Community-powered Garden Refresh at Brooklyn Meeting
A coalition of Brooklyn Friends, Brooklyn Frontiers students, Audubon Society reps, and quarterly meeting staff refreshed the front garden at Brooklyn Meeting.
This spring, members of Brooklyn Meeting’s Property and Flower Committees, students at Brooklyn Frontiers, New York Quarterly Meeting staff, and representatives from the Audubon Society met together to plan a new landscaping layout for Brooklyn’s front garden. The Audubon Society advised the students on native plants that would do well in the garden’s location. On the morning of June 4, 2026, an Audubon rep brought a minivan loaded with plants and flowers to Brooklyn Meeting. Frontiers students and Brooklyn Meeting Friends removed weeds and installed the new plants in the garden bed closest to the school.
Here's a before (pre-gardening, June 4) and after (June 16) photo:
The students planned to use the remaining plants to spruce up the other garden bed but ran out of time, as often happens at the end of a school year.

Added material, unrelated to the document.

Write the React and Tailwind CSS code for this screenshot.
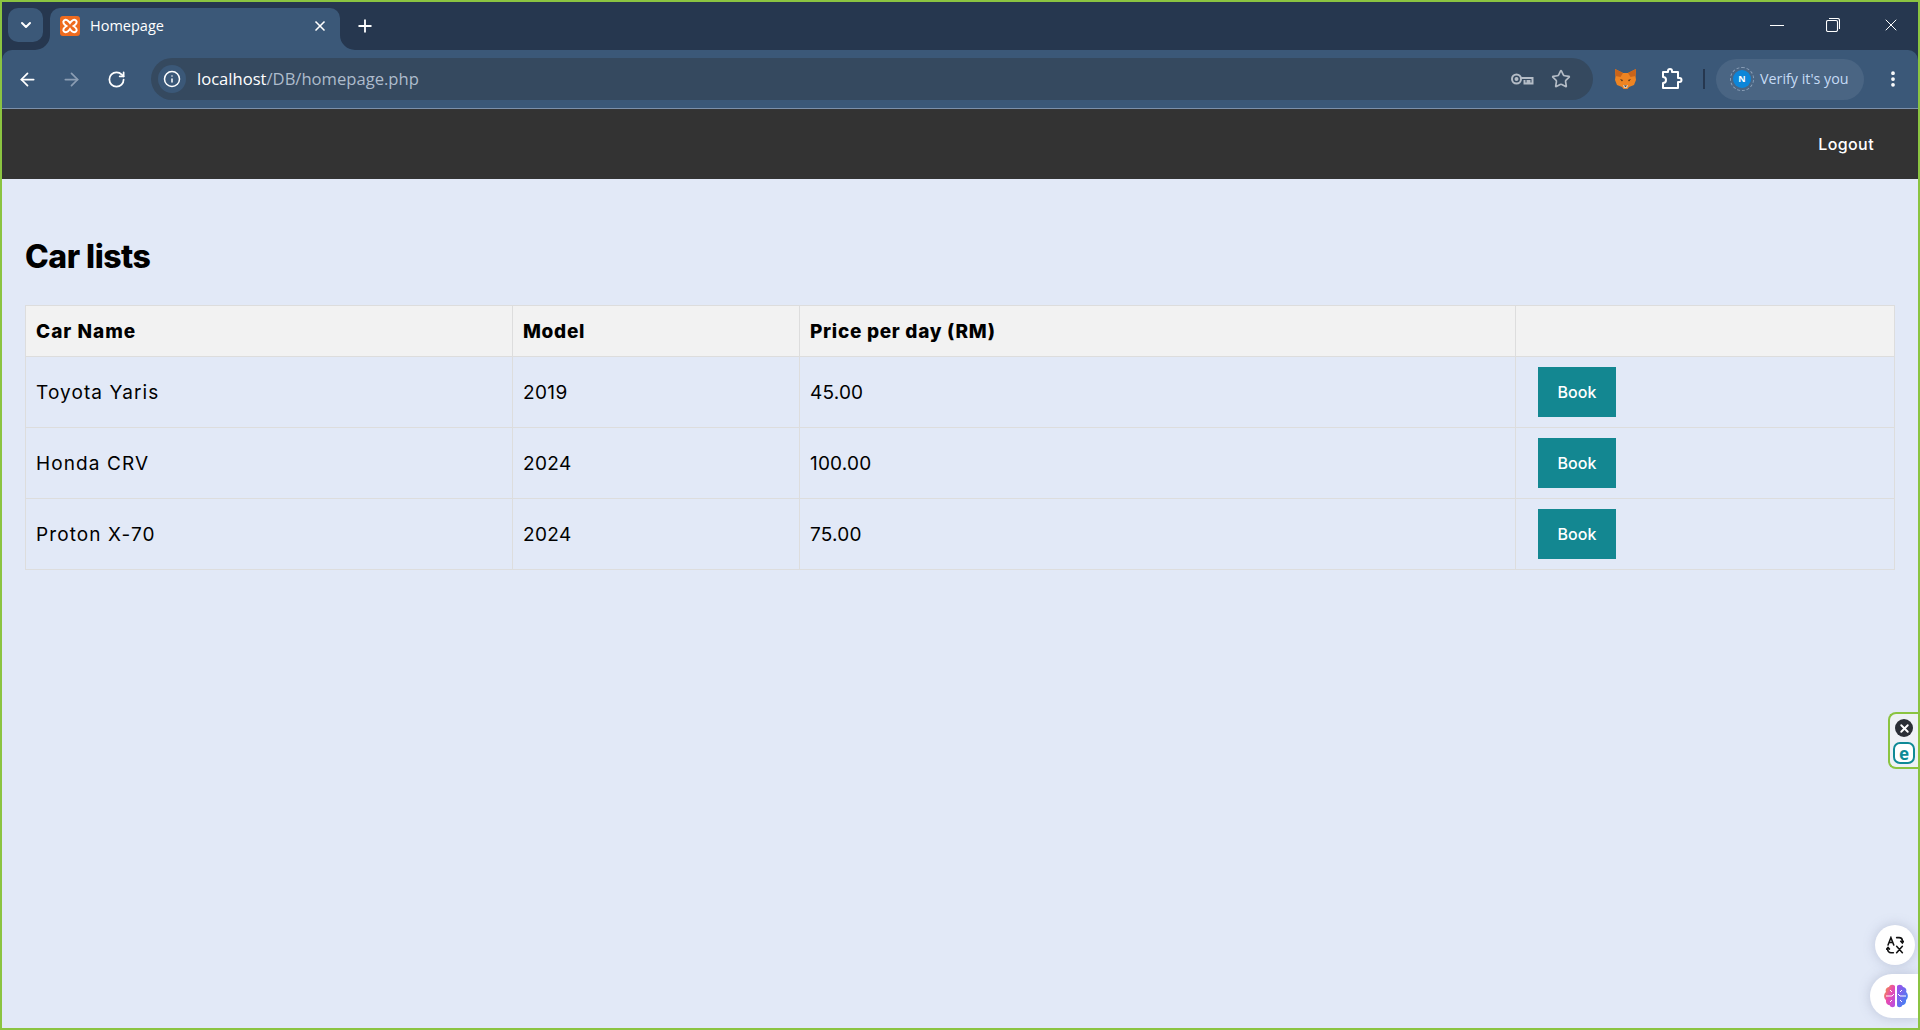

Brooklyn Friends stepped in. Former Brooklyn Botanic Garden staff person and crafty facilitator Madison Fletcher agreed to dedicate an upcoming Mending and Making Night to the remaining gardening tasks. A request for help was posted on the Young Adult Friends Whats App group on Monday. On Tuesday, June 16, eleven Friends with differing levels of gardening experience but similar levels of enthusiasm gathered at the meetinghouse. The garden already had some quickly-growing plants taking up space, particularly in the central part of the garden behind the white meetinghouse sign.
Some decisions were made:
- Tall stalks of fireweed and Jerusalem artichoke were removed
- A native holly plant and a witch hazel plant were left
Then new flowering and ground-cover plants were added, including:
- Golden alexanders
- Creeping phlox
- Foam flowers
- Violets
- Two blueberry bushes (!)
Friends also pruned some broken branches (and plucked a berry) from the serviceberry bush/tree that overhangs the entryway. Friends crowded into the garden to get the work done:
After weeding and planting the garden was watered thoroughly and the pathways were swept. The garden will continue to fill in over the next few months, though we will have to wait a couple of years for a full crop of blueberries.